- Task brief:
List each line holding the string "React".

----- Material shown

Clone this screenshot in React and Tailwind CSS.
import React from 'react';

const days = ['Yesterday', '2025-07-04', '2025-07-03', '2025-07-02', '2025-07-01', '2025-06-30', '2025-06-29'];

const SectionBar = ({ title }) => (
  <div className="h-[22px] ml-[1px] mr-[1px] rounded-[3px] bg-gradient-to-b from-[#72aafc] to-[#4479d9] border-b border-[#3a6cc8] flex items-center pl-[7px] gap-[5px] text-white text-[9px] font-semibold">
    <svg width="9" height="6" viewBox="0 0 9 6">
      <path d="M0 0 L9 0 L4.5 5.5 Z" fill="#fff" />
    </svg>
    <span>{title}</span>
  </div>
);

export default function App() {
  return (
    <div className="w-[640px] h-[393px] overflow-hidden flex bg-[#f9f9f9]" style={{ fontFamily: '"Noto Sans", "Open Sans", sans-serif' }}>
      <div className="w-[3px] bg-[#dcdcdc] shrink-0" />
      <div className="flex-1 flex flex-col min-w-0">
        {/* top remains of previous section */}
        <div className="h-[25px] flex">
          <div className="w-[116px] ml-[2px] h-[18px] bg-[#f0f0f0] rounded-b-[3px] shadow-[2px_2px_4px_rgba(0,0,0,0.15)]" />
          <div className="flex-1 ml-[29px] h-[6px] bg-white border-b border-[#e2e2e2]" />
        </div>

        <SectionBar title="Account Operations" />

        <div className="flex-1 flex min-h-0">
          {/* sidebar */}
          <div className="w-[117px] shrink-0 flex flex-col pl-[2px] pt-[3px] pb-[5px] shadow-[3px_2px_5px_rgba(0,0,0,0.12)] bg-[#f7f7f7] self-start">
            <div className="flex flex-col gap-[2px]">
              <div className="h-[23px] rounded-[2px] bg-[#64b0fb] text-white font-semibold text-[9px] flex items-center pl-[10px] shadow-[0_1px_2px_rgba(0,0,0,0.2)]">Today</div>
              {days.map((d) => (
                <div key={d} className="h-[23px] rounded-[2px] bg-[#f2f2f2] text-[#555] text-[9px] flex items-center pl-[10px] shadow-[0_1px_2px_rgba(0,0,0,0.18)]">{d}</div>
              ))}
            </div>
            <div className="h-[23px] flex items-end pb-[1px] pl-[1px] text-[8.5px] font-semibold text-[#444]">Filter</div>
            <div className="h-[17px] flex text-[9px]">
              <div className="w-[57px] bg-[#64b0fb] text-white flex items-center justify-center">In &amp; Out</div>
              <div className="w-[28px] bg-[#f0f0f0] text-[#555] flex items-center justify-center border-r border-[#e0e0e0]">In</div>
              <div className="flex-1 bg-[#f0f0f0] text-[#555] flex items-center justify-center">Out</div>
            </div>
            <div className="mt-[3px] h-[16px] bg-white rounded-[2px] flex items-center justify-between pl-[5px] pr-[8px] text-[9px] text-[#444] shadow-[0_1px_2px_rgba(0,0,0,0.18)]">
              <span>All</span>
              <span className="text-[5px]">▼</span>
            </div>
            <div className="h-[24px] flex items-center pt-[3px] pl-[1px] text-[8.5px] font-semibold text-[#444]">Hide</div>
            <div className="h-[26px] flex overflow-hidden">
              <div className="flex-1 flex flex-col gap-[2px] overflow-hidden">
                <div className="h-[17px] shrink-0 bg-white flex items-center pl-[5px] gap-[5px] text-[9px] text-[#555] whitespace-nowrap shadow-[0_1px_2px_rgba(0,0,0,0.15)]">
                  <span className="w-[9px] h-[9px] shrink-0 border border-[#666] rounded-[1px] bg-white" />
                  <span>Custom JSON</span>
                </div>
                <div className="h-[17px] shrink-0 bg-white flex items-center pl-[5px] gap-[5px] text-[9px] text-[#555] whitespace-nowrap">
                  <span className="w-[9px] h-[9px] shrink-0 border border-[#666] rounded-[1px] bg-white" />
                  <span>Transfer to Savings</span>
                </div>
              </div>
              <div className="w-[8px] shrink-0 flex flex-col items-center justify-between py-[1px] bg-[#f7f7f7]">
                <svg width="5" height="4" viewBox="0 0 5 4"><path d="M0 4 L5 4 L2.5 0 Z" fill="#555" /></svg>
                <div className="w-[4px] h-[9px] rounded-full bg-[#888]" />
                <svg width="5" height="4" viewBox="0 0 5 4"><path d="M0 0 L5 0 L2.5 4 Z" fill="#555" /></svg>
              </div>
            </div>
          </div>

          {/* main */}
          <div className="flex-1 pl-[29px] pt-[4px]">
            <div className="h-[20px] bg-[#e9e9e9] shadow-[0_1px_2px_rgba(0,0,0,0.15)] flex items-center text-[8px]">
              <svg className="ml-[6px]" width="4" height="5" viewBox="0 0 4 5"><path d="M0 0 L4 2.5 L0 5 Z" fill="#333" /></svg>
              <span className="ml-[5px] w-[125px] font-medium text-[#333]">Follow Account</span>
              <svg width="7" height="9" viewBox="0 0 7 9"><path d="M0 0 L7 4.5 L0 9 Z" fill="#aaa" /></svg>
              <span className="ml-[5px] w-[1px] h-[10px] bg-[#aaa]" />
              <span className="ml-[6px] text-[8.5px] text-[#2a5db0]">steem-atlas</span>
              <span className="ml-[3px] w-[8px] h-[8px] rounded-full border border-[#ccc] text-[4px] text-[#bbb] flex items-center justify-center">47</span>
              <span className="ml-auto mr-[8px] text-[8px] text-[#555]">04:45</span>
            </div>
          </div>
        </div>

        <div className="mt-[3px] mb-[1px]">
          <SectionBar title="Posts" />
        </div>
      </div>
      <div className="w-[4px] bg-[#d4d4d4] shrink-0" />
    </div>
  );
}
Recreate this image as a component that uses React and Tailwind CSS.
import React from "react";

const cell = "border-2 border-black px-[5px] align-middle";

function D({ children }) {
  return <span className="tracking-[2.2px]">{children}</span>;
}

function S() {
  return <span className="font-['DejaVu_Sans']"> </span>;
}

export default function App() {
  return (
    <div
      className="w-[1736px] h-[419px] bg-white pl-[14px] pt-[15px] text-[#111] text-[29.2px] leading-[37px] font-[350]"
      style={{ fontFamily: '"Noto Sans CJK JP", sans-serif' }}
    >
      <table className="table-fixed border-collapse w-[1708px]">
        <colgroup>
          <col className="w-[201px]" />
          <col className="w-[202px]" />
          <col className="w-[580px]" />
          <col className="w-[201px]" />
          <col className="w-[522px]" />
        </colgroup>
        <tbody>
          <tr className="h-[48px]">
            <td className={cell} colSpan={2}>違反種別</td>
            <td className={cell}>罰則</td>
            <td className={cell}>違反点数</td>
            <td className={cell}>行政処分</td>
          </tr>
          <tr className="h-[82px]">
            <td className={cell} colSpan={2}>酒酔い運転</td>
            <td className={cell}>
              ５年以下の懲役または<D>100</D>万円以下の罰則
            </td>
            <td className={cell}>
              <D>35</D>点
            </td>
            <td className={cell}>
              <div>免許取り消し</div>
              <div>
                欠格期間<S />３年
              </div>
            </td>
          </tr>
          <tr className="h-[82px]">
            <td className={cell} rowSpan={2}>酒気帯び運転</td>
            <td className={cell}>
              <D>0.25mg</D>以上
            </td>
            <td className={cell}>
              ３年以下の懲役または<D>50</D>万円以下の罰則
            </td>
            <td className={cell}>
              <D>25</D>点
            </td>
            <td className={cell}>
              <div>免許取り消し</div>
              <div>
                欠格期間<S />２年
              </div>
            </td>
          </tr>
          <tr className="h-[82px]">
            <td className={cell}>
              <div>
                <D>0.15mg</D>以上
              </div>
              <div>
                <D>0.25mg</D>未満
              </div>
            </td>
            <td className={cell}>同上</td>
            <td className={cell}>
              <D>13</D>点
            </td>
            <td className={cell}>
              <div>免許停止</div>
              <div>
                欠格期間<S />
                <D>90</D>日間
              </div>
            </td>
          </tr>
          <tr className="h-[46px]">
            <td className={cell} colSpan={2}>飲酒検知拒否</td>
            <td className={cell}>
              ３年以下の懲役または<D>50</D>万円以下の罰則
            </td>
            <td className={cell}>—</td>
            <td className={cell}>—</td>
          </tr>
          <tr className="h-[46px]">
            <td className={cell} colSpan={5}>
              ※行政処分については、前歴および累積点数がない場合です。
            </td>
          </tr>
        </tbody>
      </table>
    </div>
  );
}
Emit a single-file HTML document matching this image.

----------

- Task output:
Clone this screenshot in React and Tailwind CSS.
import React from 'react';
Recreate this image as a component that uses React and Tailwind CSS.
import React from "react";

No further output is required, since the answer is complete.